The album debuted at No. 1.

The banning of his concerts, he says, "compliments the inspiration to the record, being Berlin and degenerative artists who were persecuted before the city was destroyed. When this happens, it couldn't be more ironic to the themes of the record."

Manson says he doesn't mind the loss of privacy he experiences by depositing his personal life into his work.

"To me, all of it is being part of Marilyn Manson, whether it's doing an interview, or doing a performance, or singing a song, painting a picture, or recording an album," he says. "It's making your art your lifestyle, and your lifestyle your art."

Isn't it difficult for Manson to be bored with everything in art and entertainment?

"Yeah, you can come to the end of everything and the history of art, but that's where Dada and all these childish approaches save things," he says.
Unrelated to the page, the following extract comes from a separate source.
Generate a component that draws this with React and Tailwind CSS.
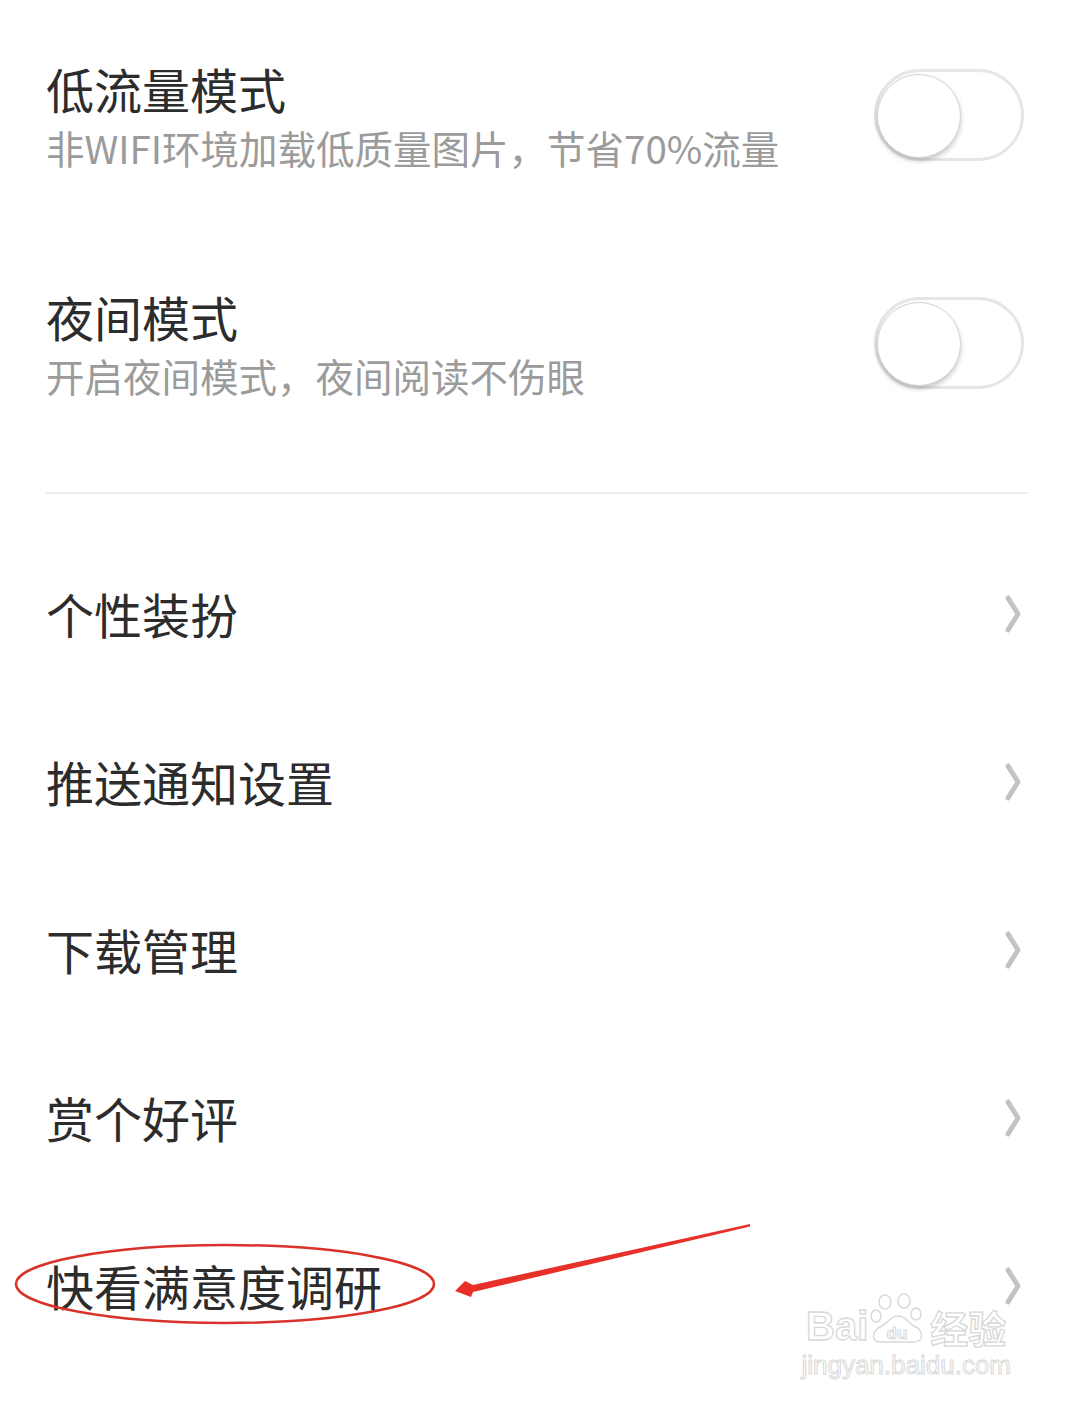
import React from 'react';

const font = { fontFamily: '"Noto Sans CJK SC", "Noto Sans", sans-serif' };

const Toggle = () => (
  <div className="relative h-[92px] w-[150px] rounded-full border-[3px] border-[#e6e6e6] bg-white">
    <div className="absolute left-[0px] top-[2px] h-[84px] w-[84px] rounded-full border border-[#d4d4d4] bg-white shadow-[0_3px_5px_rgba(0,0,0,0.22)]" />
  </div>
);

const Chevron = () => (
  <svg width="22" height="40" viewBox="0 0 22 40" className="mr-[1px]">
    <polyline points="6,4 16,20 6,36" fill="none" stroke="#c3c3c3" strokeWidth="5" strokeLinecap="round" strokeLinejoin="round" />
  </svg>
);

const SwitchRow = ({ title, desc }) => (
  <div className="flex h-[228px] items-center justify-between">
    <div className="flex flex-col">
      <div className="text-[48px] leading-[1.2] text-[#2c2c2c]">{title}</div>
      <div className="mt-[6px] text-[38.5px] leading-[1.2] text-[#9b9b9b]">{desc}</div>
    </div>
    <div className="mr-[1px]">
      <Toggle />
    </div>
  </div>
);

const LinkRow = ({ title, children }) => (
  <div className="relative flex h-[168px] items-center justify-between">
    <div className="text-[48px] leading-[1.2] text-[#2c2c2c]">{title}</div>
    <Chevron />
    {children}
  </div>
);

const Watermark = () => (
  <div className="pointer-events-none absolute right-[58px] bottom-[26px] flex flex-col items-center" style={font}>
    <div className="flex items-end">
      <span className="text-[40px] font-bold leading-none text-transparent [-webkit-text-stroke:1.3px_#d8d8d8]" style={{ fontFamily: '"Liberation Sans", sans-serif' }}>Bai</span>
      <svg width="62" height="58" viewBox="0 0 62 58" className="-mb-[4px]">
        <g fill="none" stroke="#d8d8d8" strokeWidth="1.4">
          <ellipse cx="17" cy="10" rx="6" ry="7" />
          <ellipse cx="36" cy="9" rx="6" ry="7" />
          <ellipse cx="8" cy="24" rx="5" ry="6" />
          <ellipse cx="48" cy="22" rx="5" ry="6" />
          <path d="M12 50 C2 50 4 38 14 34 C20 31 22 24 30 24 C38 24 40 31 46 34 C56 38 56 50 46 50 Z" />
        </g>
        <text x="29" y="47" textAnchor="middle" fontSize="17" fontWeight="700" fill="none" stroke="#d8d8d8" strokeWidth="1" fontFamily="Liberation Sans, sans-serif">du</text>
      </svg>
      <span className="text-[38px] font-bold leading-none text-transparent [-webkit-text-stroke:1.3px_#d8d8d8]">经验</span>
    </div>
    <span className="mt-[6px] text-[26px] leading-none text-transparent [-webkit-text-stroke:1px_#d8d8d8]" style={{ fontFamily: '"Liberation Sans", sans-serif' }}>jingyan.baidu.com</span>
  </div>
);

export default function App() {
  return (
    <div className="relative h-[1404px] w-[1069px] overflow-hidden bg-white" style={font}>
      <div className="pl-[46px] pr-[44px] pt-[1px]">
        <SwitchRow title="低流量模式" desc="非WIFI环境加载低质量图片，节省70%流量" />
        <SwitchRow title="夜间模式" desc="开启夜间模式，夜间阅读不伤眼" />
      </div>
      <div className="ml-[46px] mr-[41px] mt-[35px] h-[2px] bg-[#ececec]" />
      <div className="mt-[36px] pl-[46px] pr-[44px]">
        <LinkRow title="个性装扮" />
        <LinkRow title="推送通知设置" />
        <LinkRow title="下载管理" />
        <LinkRow title="赏个好评" />
        <LinkRow title="快看满意度调研">
          {/* hand-drawn annotation */}
          <svg className="pointer-events-none absolute left-[-46px] top-0 h-[168px] w-[800px] overflow-visible" viewBox="0 0 800 168">
            <ellipse cx="225" cy="82" rx="209" ry="39" fill="none" stroke="#d9322b" strokeWidth="2.5" />
            <polygon points="750,22 750,24.5 473,90 471,95 455,89 465,79 473,83" fill="#e8302a" />
          </svg>
        </LinkRow>
      </div>
      <Watermark />
    </div>
  );
}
"This record is very reckless. It's different than nihilistic, because it's more of a there's-no-tomorrow-so-let's- enjoy-today (attitude). I know people are going to give me (grief), anyway, so I might as well enjoy it as much as I can."

Enjoying his role as antagonist is one thing. But he's a natural at it, he says.

"You can be pissed off and be good at it, and it doesn't have to be fake," Manson says. "That's why that line is `We don't rebel to sell, it just suits us well.'

He rebels, also, because he's annoyed.

"People always ask me: `What could you be bothered by, you have success, you have this and that?' And that's kind of a real laugh for me, because I couldn't be more bothered by everything."

Suddenly, he laughs. But he's asked, doesn't being bothered by everything lead to a crappy life?

"Yeah," he says, "but the point is that you can find amusement in it, and fighting back against things, and making it who you are, you know? If you're going to be beaten down, be good at it."